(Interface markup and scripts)
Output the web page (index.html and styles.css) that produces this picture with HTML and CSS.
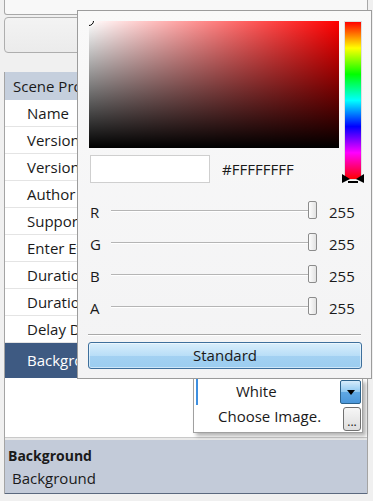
FILE: index.html
```html
<!DOCTYPE html>
<html>
<head>
<meta charset="utf-8">
<link rel="stylesheet" href="styles.css">
</head>
<body>
<div class="page">
  <div class="topbox"></div>
  <div class="btnbox"></div>
  <div class="grid">
    <div class="cat">Scene Properties</div>
    <div class="row">Name</div>
    <div class="row">Version</div>
    <div class="row">Version Code</div>
    <div class="row">Author</div>
    <div class="row">Support</div>
    <div class="row">Enter Effect</div>
    <div class="row">Duration</div>
    <div class="row">Duration Effect</div>
    <div class="row">Delay Duration</div>
    <div class="row sel">Background</div>
    <div class="empty"></div>
    <div class="gapbar"></div>
    <div class="desc">
      <div class="dt">Background</div>
      <div class="dd">Background</div>
    </div>
  </div>
</div>

<div class="popup">
  <div class="pick">
    <div class="leftcol">
      <div class="sv"><span class="ring"></span></div>
      <div class="swrow">
        <div class="swatch"></div>
        <span class="hex">#FFFFFFFF</span>
      </div>
    </div>
    <div class="hue">
      <svg class="huemark" width="22" height="9" viewBox="0 0 22 9">
        <path d="M0 0 L8 5 L0 9 Z M22 0 L14 5 L22 9 Z" fill="#000"/>
        <rect x="6" y="7" width="10" height="2" fill="#000"/>
      </svg>
    </div>
  </div>
  <div class="sliders">
    <div class="srow"><span class="lbl">R</span><div class="track"><span class="thumb"></span></div><span class="val">255</span></div>
    <div class="srow"><span class="lbl">G</span><div class="track"><span class="thumb"></span></div><span class="val">255</span></div>
    <div class="srow"><span class="lbl">B</span><div class="track"><span class="thumb"></span></div><span class="val">255</span></div>
    <div class="srow"><span class="lbl">A</span><div class="track"><span class="thumb"></span></div><span class="val">255</span></div>
  </div>
  <div class="sep"></div>
  <div class="stdbtn">Standard</div>
</div>

<div class="dropdown">
  <div class="bluebar"></div>
  <div class="item white">White</div>
  <div class="item choose">Choose Image.</div>
  <div class="arrowbtn"><svg width="8" height="5" viewBox="0 0 8 5"><path d="M0 0 H8 L4 5 Z" fill="#000"/></svg></div>
  <div class="dotbtn">...</div>
</div>
</body>
</html>
```
FILE: styles.css
```css
html, body {
  margin: 0;
  padding: 0;
}
body {
  width: 373px;
  height: 501px;
  overflow: hidden;
  background: #f0f0f0;
  font-family: "Open Sans", "Noto Sans", sans-serif;
  font-size: 15px;
  color: #1a1a1a;
  position: relative;
}
.page {
  padding: 0 5px 0 4px;
}
.topbox {
  height: 14px;
  background: #f8f8f8;
  border: 1px solid #a8a8a8;
  border-top: none;
  border-radius: 0 0 3px 3px;
}
.btnbox {
  margin-top: 2px;
  height: 34px;
  border: 1px solid #aeaeae;
  border-radius: 4px;
  background: linear-gradient(#f3f3f3, #ebebeb);
}
.grid {
  margin-top: 19px;
  border-left: 1px solid #a4a4a4;
  border-right: 1px solid #a4a4a4;
  background: #fff;
}
.cat {
  height: 28px;
  line-height: 28px;
  padding-left: 8px;
  background: #c5cfdd;
  white-space: nowrap;
  overflow: hidden;
}
.row {
  height: 26px;
  line-height: 26px;
  border-bottom: 1px solid #e4e4e4;
  padding-left: 22px;
  white-space: nowrap;
  overflow: hidden;
}
.row.sel {
  height: 35px;
  line-height: 35px;
  border-bottom: none;
  background: #3e5a82;
  color: #fff;
}
.empty {
  height: 59px;
  border-bottom: 1px solid #c9c9c9;
}
.gapbar {
  height: 2px;
  background: #e9e9e9;
}
.desc {
  height: 53px;
  background: #c3cbd9;
  border-bottom: 1px solid #5a687e;
  padding-left: 3px;
}
.dt {
  font-weight: bold;
  font-size: 14px;
  height: 26px;
  line-height: 32px;
}
.dd {
  padding-left: 4px;
  line-height: 24px;
}

/* popup colour picker */
.popup {
  position: absolute;
  left: 77px;
  top: 10px;
  width: 295px;
  height: 369px;
  box-sizing: border-box;
  border: 1px solid #9c9c9c;
  background: linear-gradient(#f9f9f9, #f3f3f4);
  padding: 10px 9px 0 10px;
}
.pick {
  display: flex;
  gap: 5px;
}
.leftcol {
  margin-left: 1px;
  width: 250px;
}
.sv {
  position: relative;
  height: 127px;
  overflow: hidden;
  background: linear-gradient(to top, #000, rgba(0,0,0,0)), linear-gradient(to right, #fff, #ff0000);
}
.ring {
  position: absolute;
  left: -5px;
  top: -5px;
  width: 8px;
  height: 8px;
  border: 1.5px solid #000;
  border-radius: 50%;
  box-shadow: 0 0 0 1px #fff;
}
.swrow {
  margin-top: 7px;
  display: flex;
  align-items: center;
  height: 28px;
}
.swatch {
  margin-left: 1px;
  width: 118px;
  height: 26px;
  background: #fff;
  border: 1px solid #cfcfcf;
}
.hex {
  margin-left: 12px;
}
.hue {
  position: relative;
  width: 18px;
  height: 159px;
  box-sizing: border-box;
  border: 1px solid #dedede;
  background: linear-gradient(#ff0000, #ffff00 16.6%, #00ff00 33.3%, #00ffff 50%, #0000ff 66.6%, #ff00ff 83.3%, #ff0000);
}
.huemark {
  position: absolute;
  left: -3px;
  bottom: -4px;
}
.sliders {
  margin-top: 13px;
}
.srow {
  height: 32px;
  display: flex;
  align-items: center;
}
.lbl {
  width: 23px;
  padding-left: 2px;
  box-sizing: border-box;
}
.track {
  position: relative;
  width: 206px;
  height: 2px;
  background: #b5b5b5;
  border-bottom: 1px solid #fff;
  box-sizing: border-box;
  margin-top: -2px;
}
.thumb {
  position: absolute;
  right: 0;
  top: -9px;
  width: 9px;
  height: 18px;
  box-sizing: border-box;
  border: 1px solid #8c8c8c;
  border-radius: 2px;
  background: linear-gradient(to right, #fdfdfd, #e2e2e2);
}
.val {
  margin-left: 12px;
}
.sep {
  margin-top: 10px;
  height: 1px;
  background: #a9a9a9;
  border-bottom: 1px solid #fff;
  margin-right: 1px;
}
.stdbtn {
  margin-top: 6px;
  height: 27px;
  box-sizing: border-box;
  border: 1px solid #3d6f9c;
  border-radius: 3px;
  background: linear-gradient(#d8eefc, #b9def7 50%, #a3d1f2 51%, #9bcdf0);
  box-shadow: inset 0 0 0 1px rgba(255,255,255,0.5);
  text-align: center;
  line-height: 25px;
}

/* dropdown */
.dropdown {
  position: absolute;
  left: 193px;
  top: 379px;
  width: 170px;
  height: 54px;
  box-sizing: border-box;
  background: #fff;
  border: 1px solid #a0a0a0;
  border-top: none;
  box-shadow: 3px 3px 4px rgba(0,0,0,0.3);
}
.bluebar {
  position: absolute;
  left: 2px;
  top: 0;
  width: 2px;
  height: 26px;
  background: #3d8fe0;
}
.item {
  height: 25px;
  line-height: 25px;
  white-space: nowrap;
}
.white {
  padding-left: 42px;
}
.choose {
  padding-left: 24px;
}
.arrowbtn {
  position: absolute;
  left: 146px;
  top: 1px;
  width: 21px;
  height: 24px;
  box-sizing: border-box;
  border: 1px solid #2c628b;
  border-radius: 2px;
  background: linear-gradient(#d6ecfb, #8ec8f1 50%, #5fa8e4 51%, #4b97da);
  display: flex;
  align-items: center;
  justify-content: center;
}
.dotbtn {
  position: absolute;
  left: 149px;
  top: 28px;
  width: 18px;
  height: 24px;
  box-sizing: border-box;
  border: 1px solid #707070;
  border-radius: 3px;
  background: linear-gradient(#f6f6f6, #dddddd);
  font-size: 12px;
  line-height: 28px;
  text-align: center;
  overflow: hidden;
}
```
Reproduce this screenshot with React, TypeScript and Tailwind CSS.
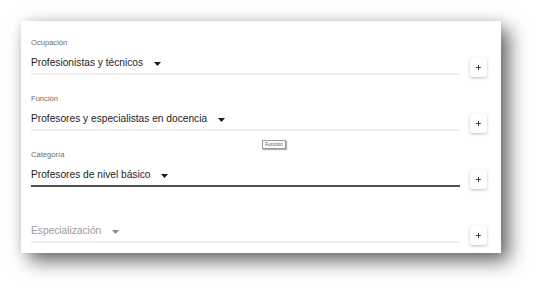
import { Plus } from 'lucide-react'

type Field = {
  label: string
  value: string
  placeholder?: boolean
  focused?: boolean
}

const fields: Field[] = [
  { label: 'Ocupación', value: 'Profesionistas y técnicos' },
  { label: 'Función', value: 'Profesores y especialistas en docencia' },
  { label: 'Categoría', value: 'Profesores de nivel básico', focused: true },
  { label: '', value: 'Especialización', placeholder: true },
]

function Caret({ muted }: { muted?: boolean }) {
  return (
    <svg width="7" height="4" viewBox="0 0 7 4" className="ml-[11px] mt-[1px]">
      <path d="M0 0h7L3.5 4z" fill={muted ? '#8a8a8a' : '#1a1a1a'} />
    </svg>
  )
}

function SelectRow({ field }: { field: Field }) {
  return (
    <div className="flex items-start h-[37px] mb-[19px] last:mb-0">
      <div className="flex-1">
        <div className="h-[10px] text-[7.6px] leading-[10px] text-[#6b6b6b]">{field.label}</div>
        <div
          className={
            'mt-[8px] pb-[3px] ' +
            (field.focused ? 'border-b-2 border-[#505050]' : 'border-b-2 border-[#f1efe8]')
          }
        >
          <div
            className={
              'flex items-center h-[14px] text-[10.2px] leading-[14px] ' +
              (field.placeholder ? 'text-[#9a9a9a]' : 'text-[#1e1e1e]')
            }
          >
            {field.value}
            <Caret muted={field.placeholder} />
          </div>
        </div>
      </div>
      <button className="ml-[10px] mt-[20px] w-[17px] h-[19px] shrink-0 flex items-center justify-center bg-white rounded-[2px] shadow-[0_1px_3px_rgba(0,0,0,0.25)]">
        <Plus className="w-[7px] h-[7px] text-[#222]" strokeWidth={3} />
      </button>
    </div>
  )
}

export default function App() {
  return (
    <div className="w-[543px] h-[296px] bg-white pt-[21px] pl-[21px] font-['Liberation_Sans',Arial,sans-serif]">
      <div className="relative w-[480px] h-[232px] bg-white pt-[17px] pl-[10px] pr-[14px] shadow-[8px_8px_18px_rgba(0,0,0,0.6),0_0_10px_rgba(0,0,0,0.08)]">
        {fields.map((f) => (
          <SelectRow key={f.value} field={f} />
        ))}

        {/* hover tooltip */}
        <div className="absolute left-[241px] top-[119px] px-[2px] h-[9px] flex items-center bg-white border border-[#9a9a9a] text-[5px] leading-none text-[#555] shadow-[1px_1px_1px_rgba(0,0,0,0.3)]">
          Función
        </div>
      </div>
    </div>
  )
}
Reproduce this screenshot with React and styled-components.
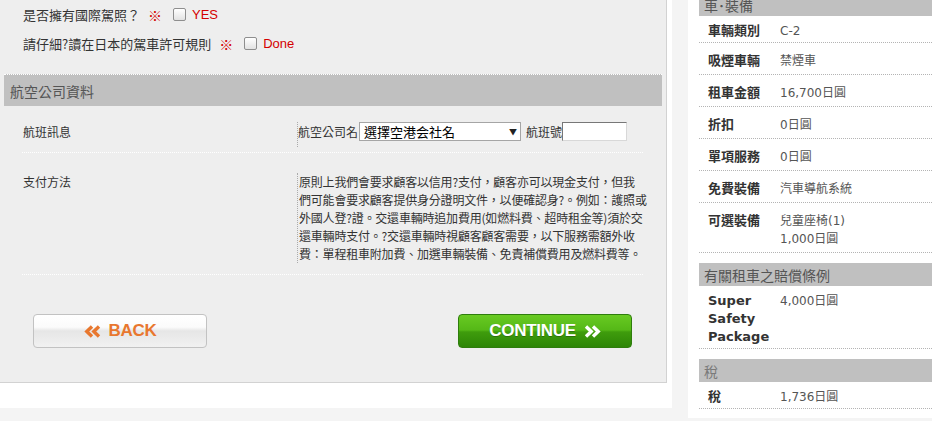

GIVEN INSTRUCTION>
All lines above with "styles" in them should be returned.

THE OUTPUT>
Output the web page (index.html and styles.css) that produces this picture with HTML and CSS.
<link rel="stylesheet" href="styles.css">
FILE: styles.css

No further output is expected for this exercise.